DATASET EXTRACT:
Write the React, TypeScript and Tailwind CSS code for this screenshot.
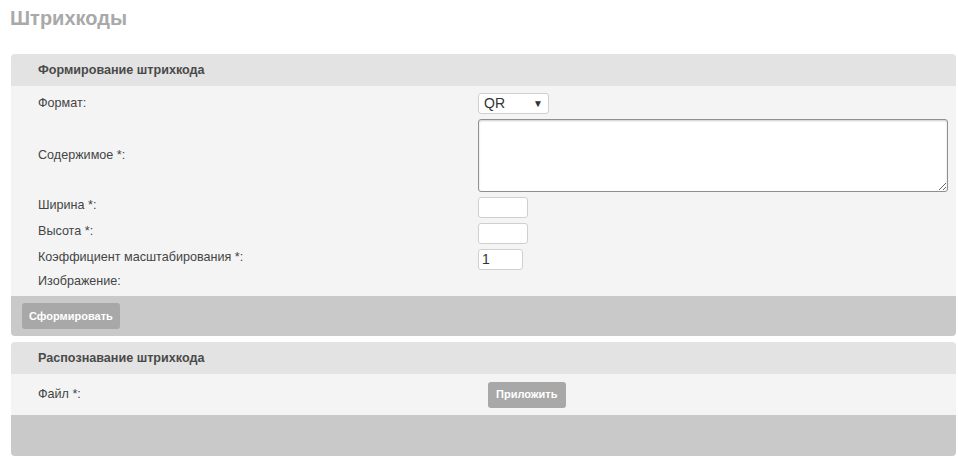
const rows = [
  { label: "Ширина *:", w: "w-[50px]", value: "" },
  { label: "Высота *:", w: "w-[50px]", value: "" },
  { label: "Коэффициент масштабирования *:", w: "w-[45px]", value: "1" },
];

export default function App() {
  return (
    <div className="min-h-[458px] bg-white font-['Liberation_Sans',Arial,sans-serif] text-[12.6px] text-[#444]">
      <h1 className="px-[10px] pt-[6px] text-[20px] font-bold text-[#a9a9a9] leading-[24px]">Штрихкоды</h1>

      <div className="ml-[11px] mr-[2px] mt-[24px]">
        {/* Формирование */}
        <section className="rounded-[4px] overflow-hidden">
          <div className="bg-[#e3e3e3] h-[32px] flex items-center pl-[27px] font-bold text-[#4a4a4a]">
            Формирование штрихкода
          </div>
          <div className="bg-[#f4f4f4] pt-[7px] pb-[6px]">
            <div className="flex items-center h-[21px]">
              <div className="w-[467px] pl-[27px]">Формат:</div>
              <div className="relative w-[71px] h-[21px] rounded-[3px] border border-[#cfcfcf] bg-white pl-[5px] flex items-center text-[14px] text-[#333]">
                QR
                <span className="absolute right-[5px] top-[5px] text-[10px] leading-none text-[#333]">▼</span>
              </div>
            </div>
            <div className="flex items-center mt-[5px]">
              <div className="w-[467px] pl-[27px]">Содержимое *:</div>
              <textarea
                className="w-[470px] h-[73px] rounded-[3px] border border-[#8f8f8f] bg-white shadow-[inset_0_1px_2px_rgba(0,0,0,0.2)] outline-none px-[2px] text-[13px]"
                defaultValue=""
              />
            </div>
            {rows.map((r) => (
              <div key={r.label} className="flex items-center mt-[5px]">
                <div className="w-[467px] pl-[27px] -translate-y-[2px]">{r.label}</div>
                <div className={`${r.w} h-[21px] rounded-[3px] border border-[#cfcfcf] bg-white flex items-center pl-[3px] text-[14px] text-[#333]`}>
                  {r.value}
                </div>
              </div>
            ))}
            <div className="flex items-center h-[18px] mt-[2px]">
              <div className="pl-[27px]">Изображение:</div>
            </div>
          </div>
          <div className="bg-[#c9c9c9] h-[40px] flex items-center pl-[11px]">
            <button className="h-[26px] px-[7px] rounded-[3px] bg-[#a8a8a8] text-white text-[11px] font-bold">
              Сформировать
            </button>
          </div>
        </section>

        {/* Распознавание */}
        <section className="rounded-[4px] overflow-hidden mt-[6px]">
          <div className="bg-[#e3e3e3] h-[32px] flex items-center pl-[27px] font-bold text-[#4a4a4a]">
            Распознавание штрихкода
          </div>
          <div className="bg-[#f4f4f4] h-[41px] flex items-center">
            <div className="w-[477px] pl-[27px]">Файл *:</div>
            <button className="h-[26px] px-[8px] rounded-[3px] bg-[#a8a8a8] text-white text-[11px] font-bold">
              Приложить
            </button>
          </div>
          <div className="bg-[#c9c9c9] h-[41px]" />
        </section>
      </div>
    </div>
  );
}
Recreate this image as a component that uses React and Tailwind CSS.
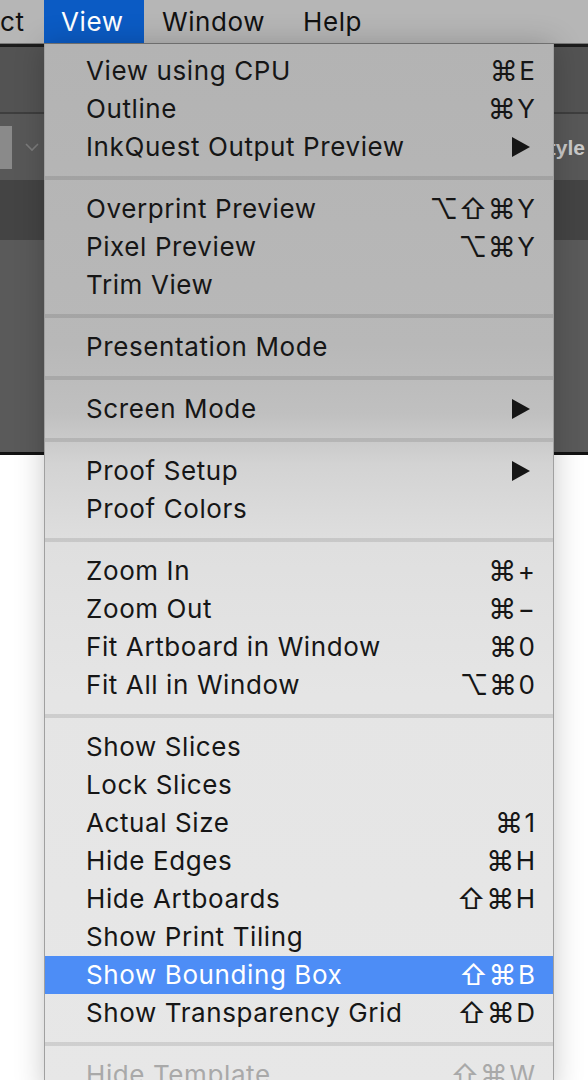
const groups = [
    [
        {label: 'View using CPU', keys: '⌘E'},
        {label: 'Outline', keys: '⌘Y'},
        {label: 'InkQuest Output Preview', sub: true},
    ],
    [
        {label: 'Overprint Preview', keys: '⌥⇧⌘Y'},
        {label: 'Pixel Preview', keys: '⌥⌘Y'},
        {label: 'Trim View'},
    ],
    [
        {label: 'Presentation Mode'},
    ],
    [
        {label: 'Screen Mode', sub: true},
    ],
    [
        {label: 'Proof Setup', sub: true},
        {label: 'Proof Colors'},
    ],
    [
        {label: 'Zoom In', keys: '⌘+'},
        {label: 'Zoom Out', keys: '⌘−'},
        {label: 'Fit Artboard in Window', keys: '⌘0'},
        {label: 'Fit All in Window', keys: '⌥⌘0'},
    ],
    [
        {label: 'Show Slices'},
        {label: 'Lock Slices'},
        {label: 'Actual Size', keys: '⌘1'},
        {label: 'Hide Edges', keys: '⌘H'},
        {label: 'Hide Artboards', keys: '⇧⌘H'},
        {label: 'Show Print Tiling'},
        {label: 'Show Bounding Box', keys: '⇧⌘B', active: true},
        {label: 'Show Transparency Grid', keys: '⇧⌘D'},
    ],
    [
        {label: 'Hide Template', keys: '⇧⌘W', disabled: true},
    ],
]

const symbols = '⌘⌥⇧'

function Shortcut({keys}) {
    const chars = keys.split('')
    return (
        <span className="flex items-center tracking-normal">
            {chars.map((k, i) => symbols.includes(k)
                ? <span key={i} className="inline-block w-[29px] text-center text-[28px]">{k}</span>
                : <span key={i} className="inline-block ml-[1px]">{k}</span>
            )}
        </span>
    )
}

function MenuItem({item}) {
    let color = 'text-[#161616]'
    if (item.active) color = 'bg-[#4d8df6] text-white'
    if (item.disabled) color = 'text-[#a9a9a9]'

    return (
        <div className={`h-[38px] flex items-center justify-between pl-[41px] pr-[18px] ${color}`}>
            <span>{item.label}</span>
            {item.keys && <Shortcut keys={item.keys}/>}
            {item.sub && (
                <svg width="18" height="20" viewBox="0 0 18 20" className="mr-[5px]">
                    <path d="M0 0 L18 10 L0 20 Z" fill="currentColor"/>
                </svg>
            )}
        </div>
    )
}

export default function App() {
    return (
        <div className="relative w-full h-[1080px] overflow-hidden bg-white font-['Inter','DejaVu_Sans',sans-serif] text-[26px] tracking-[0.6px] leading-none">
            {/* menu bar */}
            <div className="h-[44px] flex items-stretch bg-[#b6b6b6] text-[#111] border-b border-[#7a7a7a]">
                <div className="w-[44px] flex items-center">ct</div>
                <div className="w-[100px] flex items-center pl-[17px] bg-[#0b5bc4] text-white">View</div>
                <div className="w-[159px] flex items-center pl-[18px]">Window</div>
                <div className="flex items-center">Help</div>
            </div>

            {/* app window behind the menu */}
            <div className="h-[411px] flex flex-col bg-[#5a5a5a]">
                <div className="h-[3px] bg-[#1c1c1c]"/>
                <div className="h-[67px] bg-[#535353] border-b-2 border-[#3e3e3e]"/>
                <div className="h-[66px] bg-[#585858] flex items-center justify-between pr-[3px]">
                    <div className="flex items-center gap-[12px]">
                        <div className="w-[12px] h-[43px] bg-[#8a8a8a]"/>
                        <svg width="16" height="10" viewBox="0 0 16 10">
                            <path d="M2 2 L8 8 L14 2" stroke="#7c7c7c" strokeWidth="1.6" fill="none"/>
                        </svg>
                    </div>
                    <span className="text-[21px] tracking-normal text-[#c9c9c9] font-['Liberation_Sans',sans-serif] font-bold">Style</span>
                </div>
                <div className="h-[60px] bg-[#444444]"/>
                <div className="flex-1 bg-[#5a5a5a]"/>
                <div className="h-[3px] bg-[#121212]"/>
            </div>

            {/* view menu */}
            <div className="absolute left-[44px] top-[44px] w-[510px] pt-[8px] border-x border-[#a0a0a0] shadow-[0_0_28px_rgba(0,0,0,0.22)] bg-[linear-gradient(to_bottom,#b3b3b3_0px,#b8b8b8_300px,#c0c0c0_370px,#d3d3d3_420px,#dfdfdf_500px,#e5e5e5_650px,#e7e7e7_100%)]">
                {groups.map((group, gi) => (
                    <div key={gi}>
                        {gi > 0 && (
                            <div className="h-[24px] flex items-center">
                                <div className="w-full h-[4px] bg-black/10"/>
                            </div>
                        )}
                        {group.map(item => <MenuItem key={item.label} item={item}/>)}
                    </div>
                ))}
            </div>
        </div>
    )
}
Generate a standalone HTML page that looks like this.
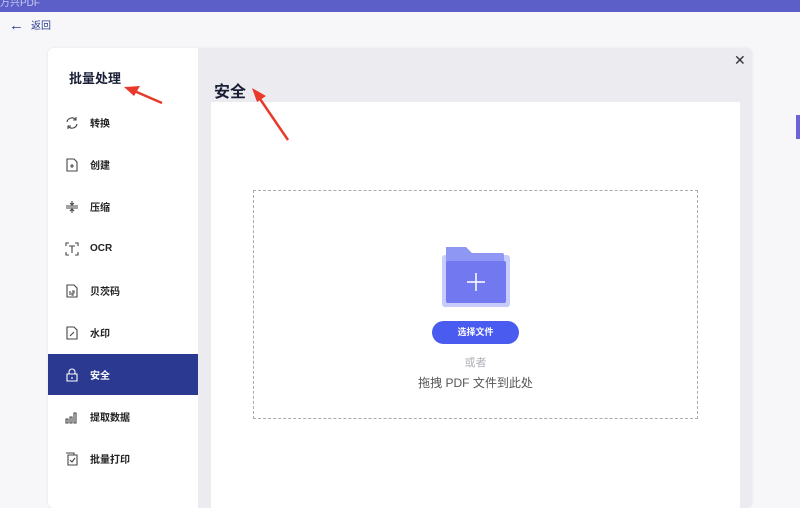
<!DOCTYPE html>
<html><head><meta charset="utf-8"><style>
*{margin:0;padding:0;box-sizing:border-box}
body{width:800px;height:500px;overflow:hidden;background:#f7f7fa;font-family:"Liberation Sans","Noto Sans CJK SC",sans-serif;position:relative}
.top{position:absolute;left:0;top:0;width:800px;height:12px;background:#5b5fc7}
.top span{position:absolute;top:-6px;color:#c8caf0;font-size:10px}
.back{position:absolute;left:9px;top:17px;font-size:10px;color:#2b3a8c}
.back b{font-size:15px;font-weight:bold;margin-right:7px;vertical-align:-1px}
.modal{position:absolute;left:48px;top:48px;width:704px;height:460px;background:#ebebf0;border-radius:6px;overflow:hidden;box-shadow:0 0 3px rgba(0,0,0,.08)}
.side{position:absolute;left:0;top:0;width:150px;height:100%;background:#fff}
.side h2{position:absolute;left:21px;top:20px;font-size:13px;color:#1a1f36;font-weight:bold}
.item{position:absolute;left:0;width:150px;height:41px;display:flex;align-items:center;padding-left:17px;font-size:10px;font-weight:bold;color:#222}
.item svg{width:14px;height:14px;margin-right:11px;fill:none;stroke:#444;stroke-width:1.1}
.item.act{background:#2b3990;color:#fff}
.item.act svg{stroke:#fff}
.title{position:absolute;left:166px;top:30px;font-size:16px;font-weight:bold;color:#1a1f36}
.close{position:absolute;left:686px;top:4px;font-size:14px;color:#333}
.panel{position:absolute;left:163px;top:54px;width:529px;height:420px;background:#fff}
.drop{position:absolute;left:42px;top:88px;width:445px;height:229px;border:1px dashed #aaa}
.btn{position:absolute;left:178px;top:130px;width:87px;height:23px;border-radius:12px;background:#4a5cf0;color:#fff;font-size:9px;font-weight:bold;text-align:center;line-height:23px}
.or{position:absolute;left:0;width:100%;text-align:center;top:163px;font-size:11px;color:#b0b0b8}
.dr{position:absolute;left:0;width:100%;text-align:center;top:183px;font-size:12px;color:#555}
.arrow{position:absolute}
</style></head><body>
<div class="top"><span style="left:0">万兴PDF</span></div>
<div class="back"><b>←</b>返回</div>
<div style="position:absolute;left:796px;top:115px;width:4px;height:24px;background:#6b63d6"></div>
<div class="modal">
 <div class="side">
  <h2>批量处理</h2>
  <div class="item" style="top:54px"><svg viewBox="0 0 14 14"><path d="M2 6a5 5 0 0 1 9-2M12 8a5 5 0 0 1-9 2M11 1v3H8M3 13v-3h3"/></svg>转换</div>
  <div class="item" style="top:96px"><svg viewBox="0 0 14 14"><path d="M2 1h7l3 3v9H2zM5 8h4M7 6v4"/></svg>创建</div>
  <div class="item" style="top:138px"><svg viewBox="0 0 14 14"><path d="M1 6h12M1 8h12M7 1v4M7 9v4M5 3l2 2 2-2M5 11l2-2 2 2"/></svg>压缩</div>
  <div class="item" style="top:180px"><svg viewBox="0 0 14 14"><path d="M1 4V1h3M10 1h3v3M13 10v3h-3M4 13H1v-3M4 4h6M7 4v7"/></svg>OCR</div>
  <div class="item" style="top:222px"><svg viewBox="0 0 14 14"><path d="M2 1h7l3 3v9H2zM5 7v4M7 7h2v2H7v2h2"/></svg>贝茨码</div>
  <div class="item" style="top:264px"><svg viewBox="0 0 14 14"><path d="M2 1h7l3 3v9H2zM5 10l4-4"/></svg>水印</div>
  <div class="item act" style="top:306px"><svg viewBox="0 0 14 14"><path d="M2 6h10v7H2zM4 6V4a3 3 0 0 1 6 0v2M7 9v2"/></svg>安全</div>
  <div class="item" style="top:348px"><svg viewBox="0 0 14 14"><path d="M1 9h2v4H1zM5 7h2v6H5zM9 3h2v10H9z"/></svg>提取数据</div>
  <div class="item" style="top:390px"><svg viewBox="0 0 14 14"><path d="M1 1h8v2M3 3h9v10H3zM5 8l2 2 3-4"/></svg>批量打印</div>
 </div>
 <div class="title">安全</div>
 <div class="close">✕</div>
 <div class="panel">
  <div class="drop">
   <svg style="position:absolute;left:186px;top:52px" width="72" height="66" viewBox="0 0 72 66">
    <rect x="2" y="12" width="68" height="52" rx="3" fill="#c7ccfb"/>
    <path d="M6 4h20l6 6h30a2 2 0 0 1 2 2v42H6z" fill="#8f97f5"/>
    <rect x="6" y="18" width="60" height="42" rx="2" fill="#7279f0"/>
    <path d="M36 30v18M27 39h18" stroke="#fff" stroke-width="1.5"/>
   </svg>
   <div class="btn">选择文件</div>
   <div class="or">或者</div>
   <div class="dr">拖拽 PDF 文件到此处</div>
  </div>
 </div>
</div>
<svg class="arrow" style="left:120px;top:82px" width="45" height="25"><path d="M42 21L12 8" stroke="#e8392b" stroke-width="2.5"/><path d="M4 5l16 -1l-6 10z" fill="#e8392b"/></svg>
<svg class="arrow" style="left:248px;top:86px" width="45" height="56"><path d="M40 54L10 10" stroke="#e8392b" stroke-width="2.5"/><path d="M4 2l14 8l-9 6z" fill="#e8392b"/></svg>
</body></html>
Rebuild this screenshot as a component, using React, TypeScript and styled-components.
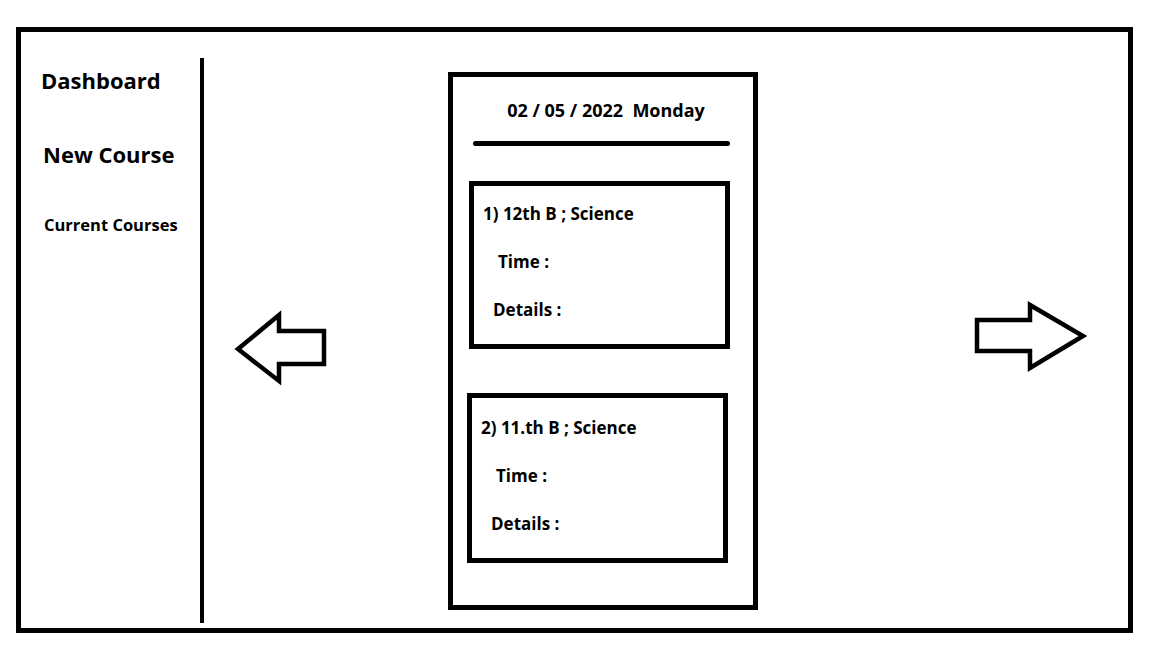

EXERCISE AIM:
Leave the pictures out and reproduce exactly the lines from the top of the listing above through the line with "pt-[6px] text-[20px] font-bold".

SOLUTION TO THE PROBLEM:
Write the React, TypeScript and Tailwind CSS code for this screenshot.
const rows = [
  { label: "Ширина *:", w: "w-[50px]", value: "" },
  { label: "Высота *:", w: "w-[50px]", value: "" },
  { label: "Коэффициент масштабирования *:", w: "w-[45px]", value: "1" },
];

export default function App() {
  return (
    <div className="min-h-[458px] bg-white font-['Liberation_Sans',Arial,sans-serif] text-[12.6px] text-[#444]">
      <h1 className="px-[10px] pt-[6px] text-[20px] font-bold text-[#a9a9a9] leading-[24px]">Штрихкоды</h1>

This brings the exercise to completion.